2001: A Space Odyssey (1968)


 

What can be said of director Stanley Kubrick’s visionary masterpiece that greater minds have not already tackled? Probably nothing, but that has never stopped Bwog before. It was inevitable that this film should be included on this list, as its central purpose is to provide a meditation upon the evolution of man. From its opening and iconic scene, in which a tribe of apes encounter a black monolith and are suddenly inspired to use basic tools (and to use them to kill) to the last encounter with a monolith outside Jupiter and the evolution of astronaut David Bowman (Keir Dullea) from man into “Star-Child,” Kubrick details pivotal moments in the evolution of the human consciousness and the horrors that accompany it. In the past this is the creation of warfare, in the future, the creation of the chilling HAL 9000 (Douglas Rain).


The silence of the film (the only words of importance are, oddly enough, HAL’s computerized pleas for life as Dave disables his mind after HAL’s homicidal bender on the spaceship) in concert with the film’s painstaking detail and score, presents the viewer with an extraordinary abstraction- a feeling of documentary observation absent from almost every other work of fantasy.

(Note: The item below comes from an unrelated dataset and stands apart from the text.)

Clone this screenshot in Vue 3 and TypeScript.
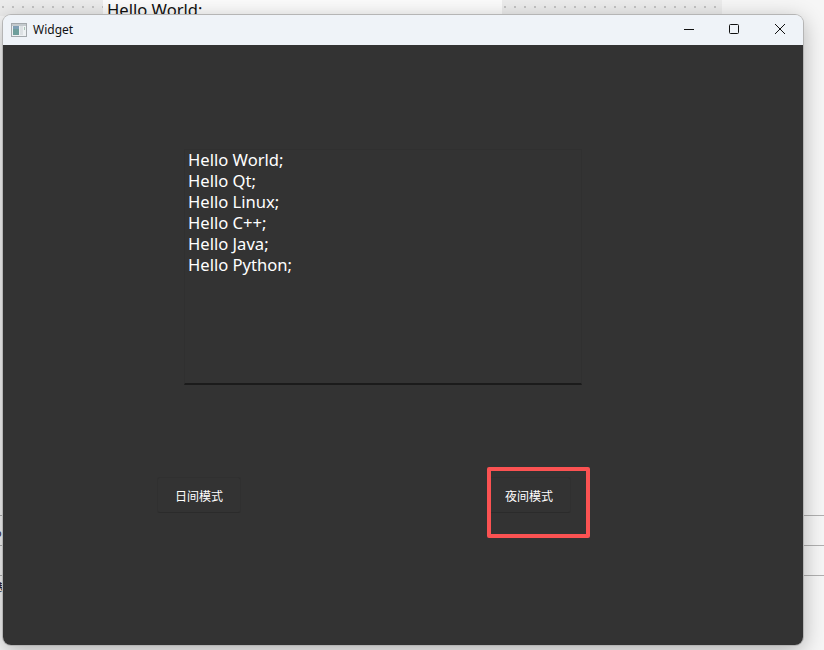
<script setup lang="ts">
const lines: string[] = ['Hello World;', 'Hello Qt;', 'Hello Linux;', 'Hello C++;', 'Hello Java;', 'Hello Python;']
</script>

<template>
  <div class="desktop">
    <div class="bg-top">
      <div class="dots left"></div>
      <div class="doc">Hello World;</div>
      <div class="dots right"></div>
    </div>
    <div class="rule r1"></div>
    <div class="rule r2"></div>
    <div class="rule r3"></div>
    <span class="edge e1">o</span>
    <span class="edge e2">表</span>

    <div class="window">
      <header class="titlebar">
        <svg class="app-icon" width="16" height="14" viewBox="0 0 16 14">
          <rect x="0.5" y="0.5" width="15" height="13" fill="#eef1f3" stroke="#a3a8ac" />
          <rect x="1" y="1" width="14" height="2" fill="#c4cace" />
          <rect x="2" y="3" width="6" height="9" fill="#6f9f9c" />
          <rect x="2" y="3" width="6" height="3" fill="#7f9fb5" />
          <rect x="9" y="3" width="3" height="9" fill="#dde1e4" />
          <rect x="13" y="4" width="1" height="3" fill="#a8c4b6" />
        </svg>
        <span class="title">Widget</span>
        <div class="controls">
          <button class="ctl" aria-label="Minimize">
            <svg width="12" height="12" viewBox="0 0 12 12"><path d="M2 6.5H12" stroke="#111" stroke-width="1" fill="none" /></svg>
          </button>
          <button class="ctl" aria-label="Maximize">
            <svg width="12" height="12" viewBox="0 0 12 12"><rect x="1.5" y="1.5" width="9" height="9" rx="1" stroke="#111" stroke-width="1" fill="none" /></svg>
          </button>
          <button class="ctl" aria-label="Close">
            <svg width="12" height="12" viewBox="0 0 12 12"><path d="M1 1L11 11M11 1L1 11" stroke="#111" stroke-width="1" fill="none" /></svg>
          </button>
        </div>
      </header>
      <main class="content">
        <div class="editor">
          <div class="lines">
            <div v-for="line in lines" :key="line" class="line">{{ line }}</div>
          </div>
        </div>
        <div class="actions">
          <button class="mode">日间模式</button>
          <button class="mode">夜间模式</button>
        </div>
      </main>
    </div>

    <div class="highlight"></div>
  </div>
</template>

<style>
html, body { margin: 0; padding: 0; background: #fff; }
</style>

<style scoped>
.desktop {
  position: relative;
  width: 824px;
  height: 650px;
  overflow: hidden;
  background: #f6f6f6;
  font-family: "Noto Sans", "Noto Sans CJK SC", sans-serif;
}
.bg-top {
  display: flex;
  height: 16px;
}
.dots {
  background-color: #ececec;
  background-image: radial-gradient(circle at 1px 1px, #b4b4b4 0.6px, transparent 1px);
  background-size: 10px 10px;
  background-position: 2px 6px;
}
.dots.left { width: 103px; }
.dots.right { width: 220px; }
.doc {
  width: 399px;
  background: #fbfbfb;
  font-size: 16.6px;
  line-height: 20px;
  padding-left: 4px;
  color: #111;
  box-sizing: border-box;
}
.rule {
  position: absolute;
  left: 0;
  width: 824px;
  height: 1px;
  background: #b0b0b0;
}
.r1 { top: 515px; }
.r2 { top: 545px; }
.r3 { top: 575px; }
.edge {
  position: absolute;
  left: -5px;
  font-size: 11px;
  line-height: 14px;
  color: #223;
}
.e1 { top: 526px; }
.e2 { top: 581px; }
.window {
  position: absolute;
  left: 3px;
  top: 15px;
  width: 800px;
  height: 630px;
  display: flex;
  flex-direction: column;
  border-radius: 8px;
  overflow: hidden;
  box-shadow: 0 0 0 1px #b5b5b5, 0 5px 22px rgba(0, 0, 0, 0.3);
}
.titlebar {
  height: 30px;
  flex: none;
  display: flex;
  align-items: center;
  background: #eff3f8;
  padding-left: 8px;
}
.app-icon { flex: none; margin-bottom: 1px; }
.title {
  margin-left: 6px;
  margin-bottom: 2px;
  font-size: 12px;
  color: #111;
}
.controls {
  margin-left: auto;
  display: flex;
  margin-bottom: 2px;
}
.ctl {
  width: 46px;
  height: 30px;
  padding: 0;
  border: 0;
  background: transparent;
  display: flex;
  align-items: center;
  justify-content: center;
}
.content {
  flex: 1;
  background: #333333;
  padding-top: 104px;
  box-sizing: border-box;
}
.editor {
  width: 398px;
  height: 236px;
  margin-left: 181px;
  box-sizing: border-box;
  border: 1px solid #303030;
  border-bottom: 2px solid #1b1b1b;
  padding: 0 3px;
  color: #fff;
  font-size: 16.6px;
  line-height: 21px;
}
.lines { margin-top: -1px; }
.line { white-space: pre; }
.actions {
  display: flex;
  gap: 246px;
  margin-top: 92px;
  padding-left: 154px;
}
.mode {
  width: 84px;
  height: 36px;
  padding: 0;
  background: #333333;
  border: 1px solid #303030;
  border-bottom-color: #2b2b2b;
  border-radius: 3px;
  color: #fff;
  font-family: "Noto Sans CJK SC", sans-serif;
  font-size: 12px;
}
.highlight {
  position: absolute;
  left: 487px;
  top: 467px;
  width: 103px;
  height: 71px;
  box-sizing: border-box;
  border: 4px solid #fb5252;
  border-radius: 2px;
}
</style>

Long and elaborate scenes depict every last detail of life in the future and allow the viewer to live as Dave does, to walk beside these future men as a silent observer. Kubrick forces the audience, so blocked from participation in their own lives and locked into tedious and mute footsteps, into meditation upon the continuities of human nature and the extraordinary, fantastic achievements of days to come (along with the absurdity, magnificence and transience of our own time).

While Kubrick never tells the viewer what to make of the progress and the birth of the “Star-Child,” he does provide the distance from which we can examine the thrill, the horror, and the confusion of change and humanity. This is a luxury we may not be given as we encounter the monolith that is the Lerner Hall Hotdog Machine. What horrors and wonders will it bring us?